De Itapetim, Edinaldo Hollanda rebate as críticas: "Sabemos que tampar os reservatórios é o ideal, mas sabemos que as pessoas não fazem essa parte".
"Tem casas aqui com 50 baldes de água. Pedimos que as pessoas coloquem plástico ou um pano por cima, mas chegamos lá uma semana depois e está tudo destampado. No ano passado, conseguimos telas da Funasa e as colocamos em todas as caixas d’água na cidade. Mas o pessoal do caminhão-pipa, que vem colocar água, rasgava as telas. O trabalho foi perdido."
"Nós usamos o larvicida, que combate, e fazemos campanhas educativas. Mas usando o peixe, que é uma ferramenta a mais, não vamos combater mais? Não vemos mosquitos nas casas aqui, e éramos cheios de Aedes. Diminuiu muito o número de focos", afirma.
Mobilização
Segundo Jussara Araújo, secretária municipal de Saúde, o projeto não foi divulgado pela cidade no início "porque se tivéssemos um surto de diarreia ou coisa assim, o município poderia ser penalizado".
Segundo Jussara Araújo, secretária municipal de Saúde, o projeto não foi divulgado pela cidade no início "porque se tivéssemos um surto de diarreia ou coisa assim, o município poderia ser penalizado".
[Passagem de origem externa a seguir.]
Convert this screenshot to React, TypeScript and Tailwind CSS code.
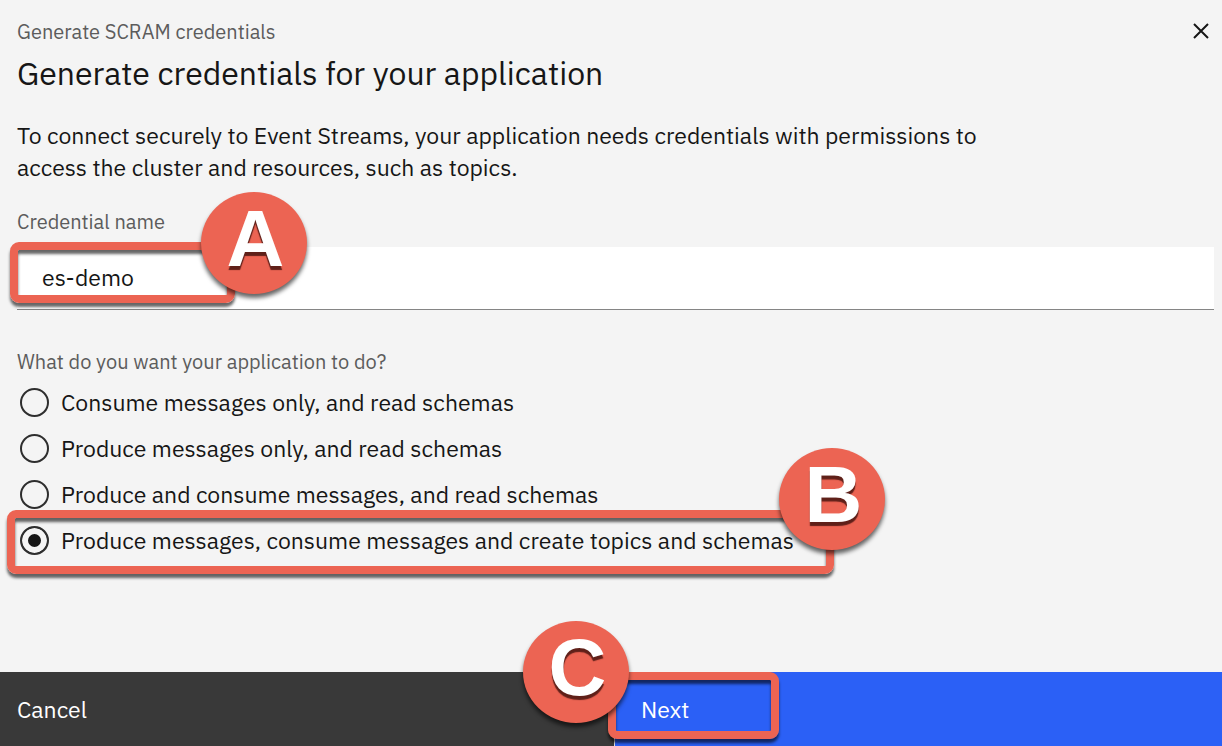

As autoridades decidiram apostar as fichas no projeto e afirmam que ele foi o responsável pelo controle do surto, mas não antes que cerca de 500 pessoas fossem atingidas. Dos casos notificados, apenas 175 foram confirmados como dengue. Não houve resultados relativos à zika e à chikungunya.
Desde novembro, a cidade de 13.900 habitantes já têm 11 notificações de microcefalia — má-formação em bebês que pode ser causada por infecções contraídas ainda na barriga da mãe —, que está sendo associada ao zika vírus. E mais podem aparecer.
"Ainda temos muitas mães que não deram à luz, mas tiveram manchas vermelhas na pele (um dos sintomas característicos do zika) quando estavam grávidas", afirma.
Agora, o município se prepara para enfrentar uma nova infestação do Aedes aegypti, que volta a atividade no período de chuvas do início do ano, com o acúmulo de água em calhas, muros e utensílios domésticos, além dos próprios reservatórios dos moradores.
Por causa da crise econômica, a administração decidiu reduzir o salário do prefeito em 30%, o do vice-prefeito em 20% e os dos secretários em 15%.
Parte do dinheiro economizado está sendo usada nas campanhas de mobilização pelo combate ao mosquito, na compra das piabas e na contratação dos agentes de combate às endemias da cidade — de acordo com a portaria de julho do Ministério da Saúde, Itapetim tem direito a apenas três campanhas com recursos do governo federal. Atualmente, o município tem nove campanhas pagas integralmente pela prefeitura e pretende contratar mais nos primeiros meses de 2016.
"Além dos salários dos agentes, tem as despesas com fardamento e material de trabalho. Não estamos recebendo material, ficamos sem o larvicida por três meses e só na semana passada voltamos a receber. Se não fossem os peixes, como é que íamos trabalhar?", diz a secretária de Saúde.